Let's recap, my wife dropped the "I love you but not in love with you" on Dec 12th, 2011. She told me that for about six months to a year she had been going back and forth wrestling with this decision. Went to counseling to try to get guidance, even once sent me a text message about a month before she dropped the divorce bomb that she wanted to be with me, love me forever, etc. 

Now looking back at this last year I should've seen the red flags.
- Dropped 65 lbs over the last year
- Increased sex life with me, willing to try new things, increased frequency, wearing outfits
- Going tanning 
- Getting her kibbles and bits waxed
- when coming to visit me at work with the kids making sure she was all dolled up
- Going out more with her married girlfriends, staying out later

I just thought that she wanted to be more explorative in our relationship. Last Saturday I discovered evidence of an EA. I know that she didn't have a PA while we were still married, but it makes me wonder if she was thinking of things before she actually started the EA.


----------



## 2nd_t!me iz_best (Feb 28, 2011)

maybe she was looking for extra attention from you and you, like i, didnt deliver?


----------



## proudwidaddy (Dec 26, 2011)

I gave her attention all the time, maybe too much. I remember telling her that she looked amazing, beautiful, sexy and she would tell me "You have to say that, your my husband." I would always do small little tokens of affection, etc.


----------



## 2nd_t!me iz_best (Feb 28, 2011)

proudwidaddy said:


> I gave her attention all the time, maybe too much. I remember telling her that she looked amazing, beautiful, sexy and she would tell me "You have to say that, your my husband." I would always do small little tokens of affection, etc.
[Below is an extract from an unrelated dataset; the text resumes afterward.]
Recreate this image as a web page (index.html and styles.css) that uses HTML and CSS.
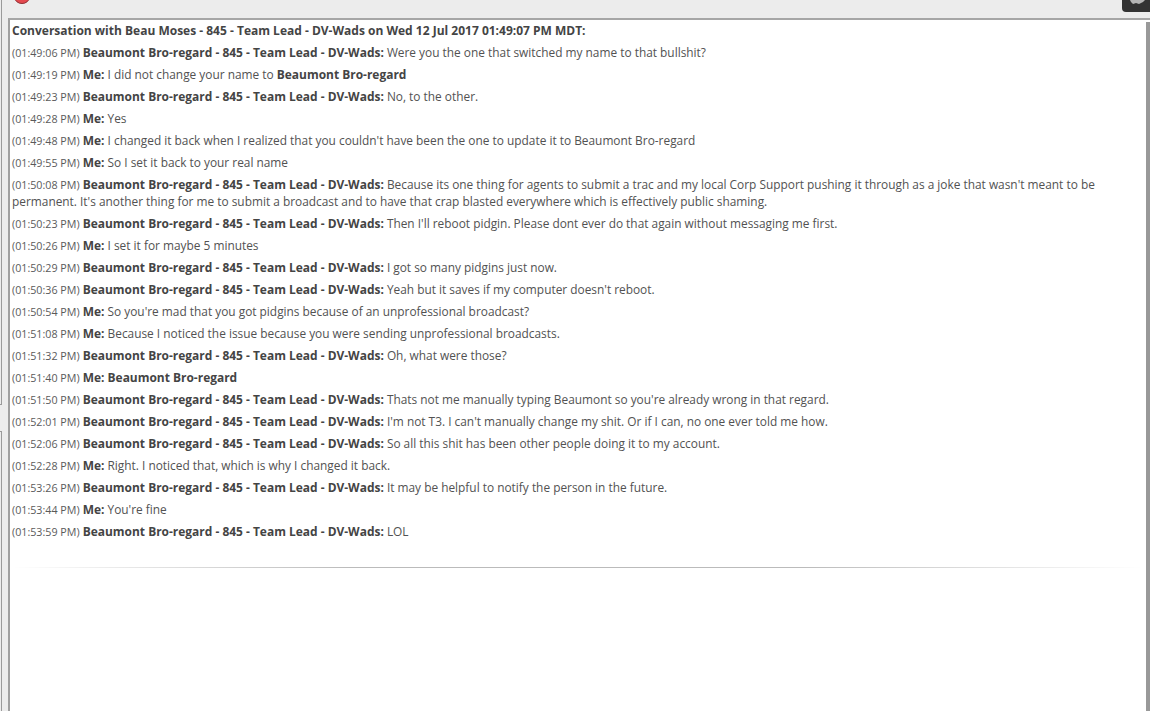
FILE: index.html
```html
<!DOCTYPE html>
<html lang="en">
<head>
    <meta charset="UTF-8">
    <title>Conversation with Beau Moses</title>
    <link rel="stylesheet" href="styles.css">
</head>
<body>
<div class="side">
    <div class="panel panel-top"></div>
    <div class="panel panel-bottom"></div>
</div>
<div class="main">
    <div class="toolbar">
        <svg class="stop" width="16" height="5" viewBox="0 0 16 5"><ellipse cx="8" cy="-2" rx="7" ry="5.5" fill="#e4484e" stroke="#8f3034"/></svg>
        <span class="tray">
            <svg width="28" height="12" viewBox="0 0 28 12"><path d="M8 0h15l-2 2-4 2-3-1-3 1-2-2z" fill="#b5b5b5"/></svg>
        </span>
    </div>
    <div class="frame">
        <span class="thumb"></span>
        <div class="log">
            <h1 class="title">Conversation with Beau Moses - 845 - Team Lead - DV-Wads on Wed 12 Jul 2017 01:49:07 PM MDT:</h1>
            <p><small>(01:49:06 PM)</small> <b>Beaumont Bro-regard - 845 - Team Lead - DV-Wads:</b> Were you the one that switched my name to that bullshit?</p>
            <p><small>(01:49:19 PM)</small> <b>Me:</b> I did not change your name to <b>Beaumont Bro-regard</b></p>
            <p><small>(01:49:23 PM)</small> <b>Beaumont Bro-regard - 845 - Team Lead - DV-Wads:</b> No, to the other.</p>
            <p><small>(01:49:28 PM)</small> <b>Me:</b> Yes</p>
            <p><small>(01:49:48 PM)</small> <b>Me:</b> I changed it back when I realized that you couldn't have been the one to update it to Beaumont Bro-regard</p>
            <p><small>(01:49:55 PM)</small> <b>Me:</b> So I set it back to your real name</p>
            <p><small>(01:50:08 PM)</small> <b>Beaumont Bro-regard - 845 - Team Lead - DV-Wads:</b> Because its one thing for agents to submit a trac and my local Corp Support pushing it through as a joke that wasn't meant to be permanent. It's another thing for me to submit a broadcast and to have that crap blasted everywhere which is effectively public shaming.</p>
            <p><small>(01:50:23 PM)</small> <b>Beaumont Bro-regard - 845 - Team Lead - DV-Wads:</b> Then I'll reboot pidgin. Please dont ever do that again without messaging me first.</p>
            <p><small>(01:50:26 PM)</small> <b>Me:</b> I set it for maybe 5 minutes</p>
            <p><small>(01:50:29 PM)</small> <b>Beaumont Bro-regard - 845 - Team Lead - DV-Wads:</b> I got so many pidgins just now.</p>
            <p><small>(01:50:36 PM)</small> <b>Beaumont Bro-regard - 845 - Team Lead - DV-Wads:</b> Yeah but it saves if my computer doesn't reboot.</p>
            <p><small>(01:50:54 PM)</small> <b>Me:</b> So you're mad that you got pidgins because of an unprofessional broadcast?</p>
            <p><small>(01:51:08 PM)</small> <b>Me:</b> Because I noticed the issue because you were sending unprofessional broadcasts.</p>
            <p><small>(01:51:32 PM)</small> <b>Beaumont Bro-regard - 845 - Team Lead - DV-Wads:</b> Oh, what were those?</p>
            <p><small>(01:51:40 PM)</small> <b>Me: Beaumont Bro-regard</b></p>
            <p><small>(01:51:50 PM)</small> <b>Beaumont Bro-regard - 845 - Team Lead - DV-Wads:</b> Thats not me manually typing Beaumont so you're already wrong in that regard.</p>
            <p><small>(01:52:01 PM)</small> <b>Beaumont Bro-regard - 845 - Team Lead - DV-Wads:</b> I'm not T3. I can't manually change my shit. Or if I can, no one ever told me how.</p>
            <p><small>(01:52:06 PM)</small> <b>Beaumont Bro-regard - 845 - Team Lead - DV-Wads:</b> So all this shit has been other people doing it to my account.</p>
            <p><small>(01:52:28 PM)</small> <b>Me:</b> Right. I noticed that, which is why I changed it back.</p>
            <p><small>(01:53:26 PM)</small> <b>Beaumont Bro-regard - 845 - Team Lead - DV-Wads:</b> It may be helpful to notify the person in the future.</p>
            <p><small>(01:53:44 PM)</small> <b>Me:</b> You're fine</p>
            <p><small>(01:53:59 PM)</small> <b>Beaumont Bro-regard - 845 - Team Lead - DV-Wads:</b> LOL</p>
            <hr class="rule">
        </div>
    </div>
</div>
</body>
</html>
```
FILE: styles.css
```css
* {
    margin: 0;
    padding: 0;
    box-sizing: border-box;
}

html, body {
    height: 711px;
    overflow: hidden;
}

body {
    background: #ececec;
    font-family: "Open Sans", sans-serif;
    font-size: 11.88px;
    line-height: 17px;
    color: #525252;
    display: flex;
}

.side {
    width: 8px;
    flex: none;
    display: flex;
    flex-direction: column;
    gap: 26px;
}

.panel {
    width: 2px;
    border-right: 1px solid #9a9a9a;
}

.panel-top {
    height: 405px;
    border-bottom: 1px solid #9a9a9a;
}

.panel-bottom {
    flex: 1;
    border-top: 1px solid #9a9a9a;
}

.main {
    flex: 1;
    display: flex;
    flex-direction: column;
    min-width: 0;
}

.toolbar {
    height: 18px;
    flex: none;
    display: flex;
    justify-content: space-between;
    align-items: flex-start;
    padding-left: 6px;
}

.stop {
    display: block;
}

.tray {
    width: 28px;
    height: 12px;
    background: #333;
    border-radius: 0 0 0 4px;
    display: flex;
}

.frame {
    flex: 1;
    position: relative;
    border-top: 2px solid #a6a6a6;
    border-left: 2px solid #a0a0a0;
    background: #fff;
}

.thumb {
    position: absolute;
    top: 2px;
    right: 0;
    bottom: 0;
    width: 4px;
    background: #999;
}

.log {
    padding: 0 4px 0 2px;
}

.title {
    font-size: 12px;
    font-weight: 700;
    line-height: 22px;
    color: #444;
}

.log p {
    padding: 2px 0 3px;
}

small {
    font-size: 10.72px;
    line-height: 1;
    color: #5a5a5a;
}

b {
    font-size: 11.96px;
    line-height: 1;
    font-weight: 700;
    color: #444;
}

.rule {
    border: 0;
    height: 1px;
    margin-top: 24px;
    margin-right: 4px;
    background: linear-gradient(to right, #fff 0, #bbb 30%, #bbb 70%, #fff 100%);
}
```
sometimes we as men think we give plenty of attention when in their reality, not nearly enough.

also doing things to let them know you think they are attractive and sexy.

maybe her quote to you says it wasnt enough or feel real.

just some suggestions from what happened to me.


----------



## proudwidaddy (Dec 26, 2011)

I tried doing that, I would send her sexy FB messages, type up a bucket list of "fun" things that we could do.


----------